Следует отметить, что учителями Ковалевского и Попова являлись не только английские миссионеры, но и их ученики. Среди них Ринчин Ванчиков, удостоенный высокой похвалы от казанских ученых, а с О.М.Ковалевским завязалась многолетняя дружба, как при личных встречах, так и по переписке.114
Подведем итог. О.М. Ковалевский назван человеком, создавшим научную школу отечественного монголоведения. Однако он же признает, что стал им только после трехлетнего общения с английскими миссионерами, признавая их более фундаментальные познания в области языкознания, чем обладал он сам.

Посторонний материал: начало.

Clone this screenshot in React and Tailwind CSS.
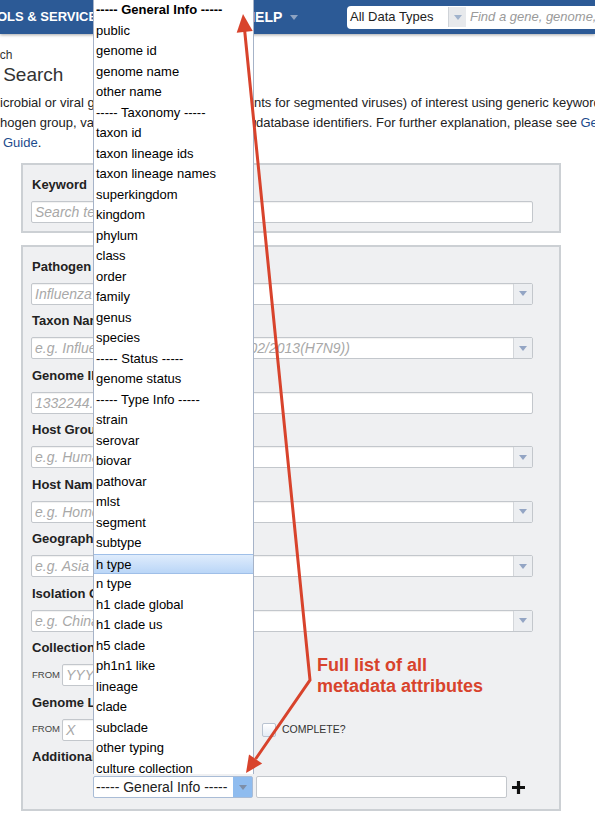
import React from "react";

const RED = "#d8432c";

const metaOptions = [
  "----- General Info -----",
  "public",
  "genome id",
  "genome name",
  "other name",
  "----- Taxonomy -----",
  "taxon id",
  "taxon lineage ids",
  "taxon lineage names",
  "superkingdom",
  "kingdom",
  "phylum",
  "class",
  "order",
  "family",
  "genus",
  "species",
  "----- Status -----",
  "genome status",
  "----- Type Info -----",
  "strain",
  "serovar",
  "biovar",
  "pathovar",
  "mlst",
  "segment",
  "subtype",
  "h type",
  "n type",
  "h1 clade global",
  "h1 clade us",
  "h5 clade",
  "ph1n1 like",
  "lineage",
  "clade",
  "subclade",
  "other typing",
  "culture collection",
  "culture collection id",
];

const fields = [
  { label: "Pathogen Group", placeholder: "Influenza A virus", arrow: true },
  {
    label: "Taxon Name",
    placeholder: "e.g. Influenza A virus (A/Shanghai/02/2013(H7N9))",
    arrow: true,
  },
  { label: "Genome ID", placeholder: "1332244.3" },
  { label: "Host Group", placeholder: "e.g. Human", arrow: true },
  { label: "Host Name", placeholder: "e.g. Homo sapiens", arrow: true },
  { label: "Geographic Group", placeholder: "e.g. Asia", arrow: true },
  { label: "Isolation Country", placeholder: "e.g. China", arrow: true },
];

function Caret({ color = "#93a5c4" }) {
  return (
    <svg width="8" height="5" viewBox="0 0 8 5">
      <path d="M0 0h8L4 5z" fill={color} />
    </svg>
  );
}

function TextBox({ placeholder, arrow, className = "w-[502px]" }) {
  return (
    <div
      className={`h-[22px] flex bg-white border border-[#c3c7cc] rounded-[2px] shadow-[inset_0_1px_1px_rgba(0,0,0,0.06)] ${className}`}
    >
      <span className="flex-1 overflow-hidden whitespace-nowrap pl-[3px] italic text-[14px] leading-[20px] text-[#a8a8a8]">
        {placeholder}
      </span>
      {arrow && (
        <span className="w-[19px] shrink-0 flex items-center justify-center bg-[#eceef1] border-l border-[#d3d6da]">
          <Caret />
        </span>
      )}
    </div>
  );
}

function Label({ children }) {
  return (
    <div className="h-[17px] leading-[17px] pl-[1px] text-[13px] font-bold text-[#222] whitespace-nowrap">
      {children}
    </div>
  );
}

function RangeRow({ from, to }) {
  return (
    <div className="flex items-center w-[231px] shrink-0">
      <span className="w-[31px] pl-[1px] text-[9.5px] text-[#444]">FROM</span>
      <TextBox placeholder={from} className="w-[70px]" />
      <span className="px-[6px] text-[9.5px] text-[#444]">TO</span>
      <TextBox placeholder={to} className="w-[70px]" />
    </div>
  );
}

function MetaList() {
  return (
    <div className="absolute left-[93px] top-0 z-10 w-[161px] h-[774px] overflow-hidden bg-white border-x border-[#a6b3c8]">
      {metaOptions.map((opt, i) => (
        <div
          key={opt}
          className={
            "h-[20.5px] leading-[20.5px] pl-[2px] text-[13px] text-black whitespace-nowrap " +
            (opt === "h type"
              ? "bg-gradient-to-b from-[#dfecfc] to-[#bad6f7] border-y border-[#9fbfe8] leading-[18.5px]"
              : "") +
            (i === 0 ? " font-bold" : "")
          }
        >
          {opt}
        </div>
      ))}
    </div>
  );
}

function Annotation() {
  return (
    <>
      <svg
        className="absolute left-0 top-0 z-20 pointer-events-none"
        width="595"
        height="819"
        viewBox="0 0 595 819"
      >
        <polyline
          points="244.7,31 310,680 255.6,759"
          fill="none"
          stroke={RED}
          strokeWidth="3"
          strokeLinejoin="miter"
        />
        <polygon points="243,14 252.7,31.1 236.7,32.7" fill={RED} />
        <polygon points="246,773 262.2,763.5 249,754.5" fill={RED} />
      </svg>
      <div
        className="absolute left-[317px] top-[655px] z-20 text-[18px] leading-[21px] font-bold text-[#d8432c]"
      >
        Full list of all
        <br />
        metadata attributes
      </div>
    </>
  );
}

export default function App() {
  return (
    <div className="relative w-[595px] h-[819px] overflow-hidden bg-white text-[#222] font-['Liberation_Sans',Arial,Helvetica,sans-serif]">
      {/* top nav */}
      <nav className="relative z-[5] h-[34px] flex items-center bg-[#2c5a96] shadow-[0_1px_3px_rgba(0,0,0,0.35)] font-['Liberation_Sans_Narrow','Arial_Narrow',sans-serif] text-white font-bold text-[14px]">
        <div className="w-[245px] shrink-0 overflow-hidden whitespace-nowrap text-[13px]">
          <span className="-ml-[3px]">OLS &amp; SERVICES</span>
        </div>
        <div className="w-[102px] shrink-0 flex items-center gap-[8px]">
          <span>HELP</span>
          <Caret color="#8ea3c2" />
        </div>
        <div className="h-[23px] w-[320px] shrink-0 flex items-center bg-white rounded-[4px] font-['Liberation_Sans',Arial,sans-serif] font-normal text-[13px]">
          <span className="w-[101px] pl-[3px] text-[#222] whitespace-nowrap">
            All Data Types
          </span>
          <span className="h-[20px] w-[18px] flex items-center justify-center bg-[#e7e9ec] border-l border-[#cfd3d8]">
            <Caret color="#9fb2cc" />
          </span>
          <span className="pl-[4px] italic text-[#9a9a9a] whitespace-nowrap">
            Find a gene, genome, feature...
          </span>
        </div>
      </nav>

      {/* page body, scrolled horizontally */}
      <main className="pt-[13px]">
        <div className="-ml-[75px] whitespace-nowrap text-[12px] leading-[16px] text-[#333]">
          Genome Search
        </div>
        <h1 className="-ml-[75px] whitespace-nowrap text-[19px] leading-[24px] text-[#333]">
          Genome Search
        </h1>
        <div className="mt-[6px] text-[13px] leading-[20px] text-[#222] whitespace-nowrap">
          <div className="flex">
            <span className="w-[254px] shrink-0 overflow-hidden">
              icrobial or viral genomes (or genome segme
            </span>
            <span>nts for segmented viruses) of interest using generic keywords,</span>
          </div>
          <div className="flex">
            <span className="w-[256px] shrink-0 overflow-hidden">
              hogen group, various metadata fields, and/or
            </span>
            <span>
              database identifiers. For further explanation, please see{" "}
              <a className="text-[#1c4b8c]">Genome Search Quick Reference</a>
            </span>
          </div>
          <div className="pl-[3px]">
            <a className="text-[#1c4b8c]">Guide</a>.
          </div>
        </div>

        {/* keyword panel */}
        <section className="mt-[10px] ml-[21px] w-[540px] border-2 border-[#ccd0d4] bg-[#eff0f2] pt-[10.5px] pb-[8.5px] pl-[8px]">
          <Label>Keyword</Label>
          <div className="mt-[8px]">
            <TextBox placeholder="Search terms" />
          </div>
        </section>

        {/* metadata panel */}
        <section className="mt-[12px] ml-[21px] w-[540px] border-2 border-[#ccd0d4] bg-[#eff0f2] pt-[10.5px] pb-[11px] pl-[8px] flex flex-col gap-[7.5px]">
          {fields.map((f) => (
            <div key={f.label}>
              <Label>{f.label}</Label>
              <div className="mt-[8px]">
                <TextBox placeholder={f.placeholder} arrow={f.arrow} />
              </div>
            </div>
          ))}

          <div>
            <Label>Collection Year</Label>
            <div className="mt-[8px] flex items-center">
              <RangeRow from="YYYY" to="YYYY" />
            </div>
          </div>

          <div>
            <Label>Genome Length</Label>
            <div className="mt-[8px] flex items-center">
              <RangeRow from="X" to="Y" />
              <span className="w-[14px] h-[14px] rounded-[2px] border border-[#b9c3d1] bg-gradient-to-b from-white to-[#e4ebf5]" />
              <span className="ml-[6px] text-[10.5px] text-[#333]">COMPLETE?</span>
            </div>
          </div>

          <div>
            <Label>Additional Metadata</Label>
            <div className="mt-[11px] flex items-center">
              <div className="ml-[62px] w-[160px] h-[22px] flex bg-white border border-[#a9bcd6] rounded-[2px]">
                <span className="flex-1 pl-[2px] text-[14px] leading-[20px] text-[#222] whitespace-nowrap overflow-hidden">
                  ----- General Info -----
                </span>
                <span className="w-[19px] flex items-center justify-center bg-[#8fbcef]">
                  <Caret color="#7d8ea8" />
                </span>
              </div>
              <div className="ml-[3px] w-[251px] h-[22px] bg-white border border-[#c3c7cc] rounded-[2px]" />
              <svg className="ml-[4px]" width="15" height="15" viewBox="0 0 15 15">
                <path d="M7.5 1v13M1 7.5h13" stroke="#111" strokeWidth="3.2" />
              </svg>
            </div>
          </div>
        </section>
      </main>

      <MetaList />
      <Annotation />
    </div>
  );
}
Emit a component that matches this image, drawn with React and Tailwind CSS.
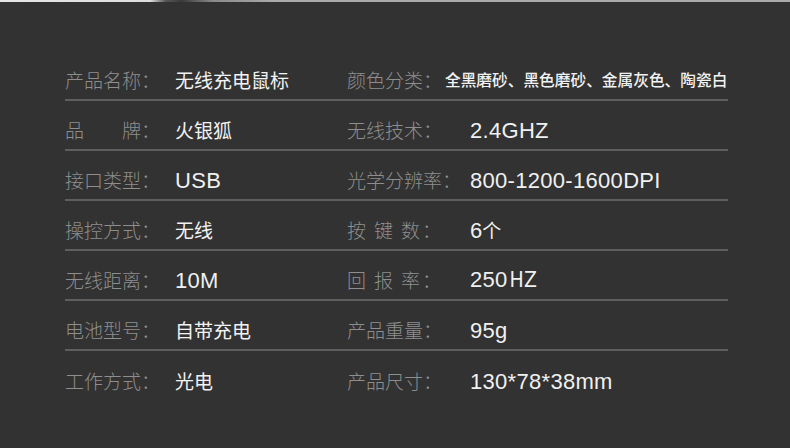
import React from "react";

const rows = [
  [
    { label: "产品名称：", value: "无线充电鼠标", zh: true },
    { label: "颜色分类：", value: "全黑磨砂、黑色磨砂、金属灰色、陶瓷白", small: true },
  ],
  [
    { label: "品\u3000\u3000牌：", value: "火银狐", zh: true },
    { label: "无线技术：", value: "2.4GHZ" },
  ],
  [
    { label: "接口类型：", value: "USB" },
    { label: "光学分辨率：", value: "800-1200-1600DPI" },
  ],
  [
    { label: "操控方式：", value: "无线", zh: true },
    { label: "按键数：", value: "6个", spaced: true, mixed: true },
  ],
  [
    { label: "无线距离：", value: "10M" },
    { label: "回报率：", value: "250HZ", spaced: true, hz: true },
  ],
  [
    { label: "电池型号：", value: "自带充电", zh: true },
    { label: "产品重量：", value: "95g" },
  ],
  [
    { label: "工作方式：", value: "光电", zh: true },
    { label: "产品尺寸：", value: "130*78*38mm" },
  ],
];

const zhFont = "[font-family:'Noto_Sans_CJK_SC',sans-serif]";

function Label({ text, spaced, width }) {
  if (spaced) {
    const chars = text.replace("：", "").split("");
    return (
      <div className={`${width} shrink-0 flex items-center text-[19px] font-light text-[#8e8e8e] ${zhFont}`}>
        {chars.map((c, i) => (
          <span key={i} className="mr-[8px]">{c}</span>
        ))}
        <span className="-ml-[6px]">：</span>
      </div>
    );
  }
  return (
    <div className={`${width} shrink-0 text-[19px] font-light text-[#8e8e8e] ${zhFont} whitespace-nowrap`}>
      {text}
    </div>
  );
}

function Value({ item }) {
  if (item.small) {
    return (
      <div className={`-ml-[25px] text-[15.7px] font-medium text-[#f2f2f2] whitespace-nowrap ${zhFont}`}>
        {item.value}
      </div>
    );
  }
  if (item.zh) {
    return (
      <div className={`text-[19px] font-normal text-[#f2f2f2] whitespace-nowrap ${zhFont}`}>
        {item.value}
      </div>
    );
  }
  if (item.mixed) {
    return (
      <div className="text-[#f0f0f0] whitespace-nowrap flex items-baseline">
        <span className="text-[22px] [font-family:'Liberation_Sans',sans-serif]">6</span>
        <span className={`text-[19px] font-normal ${zhFont}`}>个</span>
      </div>
    );
  }
  if (item.hz) {
    return (
      <div className="text-[22px] text-[#f0f0f0] whitespace-nowrap tracking-[0.3px] [font-family:'Liberation_Sans',sans-serif]">
        250<span className="ml-[2px] font-normal [font-family:'DejaVu_Sans_Condensed','Liberation_Sans',sans-serif] text-[21px]">HZ</span>
      </div>
    );
  }
  return (
    <div className="text-[22px] text-[#f0f0f0] whitespace-nowrap tracking-[0.3px] [font-family:'Liberation_Sans',sans-serif]">
      {item.value}
    </div>
  );
}

export default function App() {
  return (
    <div className="w-[790px] h-[448px] bg-[#323232] overflow-hidden">
      <div className="h-[2px] bg-[linear-gradient(90deg,#e6e6e6_0%,#dedede_19%,#555_21%,#3a3a3a_23%,#8a8a8a_27%,#ababab_35%,#aaaaaa_100%)]" />
      <div className="ml-[65px] w-[663px] pt-[49px]">
        {rows.map((row, i) => (
          <div
            key={i}
            className={`h-[50px] pt-[10px] grid grid-cols-[282px_1fr] items-center ${
              i < rows.length - 1 ? "border-b-2 border-[#5e5e5e]" : ""
            }`}
          >
            <div className="flex items-center">
              <Label text={row[0].label} width="w-[110px]" />
              <Value item={row[0]} />
            </div>
            <div className="flex items-center">
              <Label text={row[1].label} spaced={row[1].spaced} width="w-[123px]" />
              <Value item={row[1]} />
            </div>
          </div>
        ))}
      </div>
    </div>
  );
}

Таким образом, исследования Ковалевского явились прямым продолжением наработок Сталибраса, Свана и Юилля в виде тех рукописей, которые профессор получил от них. Поэтому можно смело утверждать, что российское востоковедение родилось на базе Английской духовной миссии, хотя приоритет в этом незаслуженно отдан только Ковалевскому и его предшественнику Шмидту. Но если в России роль англичан поставлена на второй план по причине зарубежного происхождения первых востоковедов, то для Великобританской науки их значение в роли национальных основателей монголоведения бесспорно.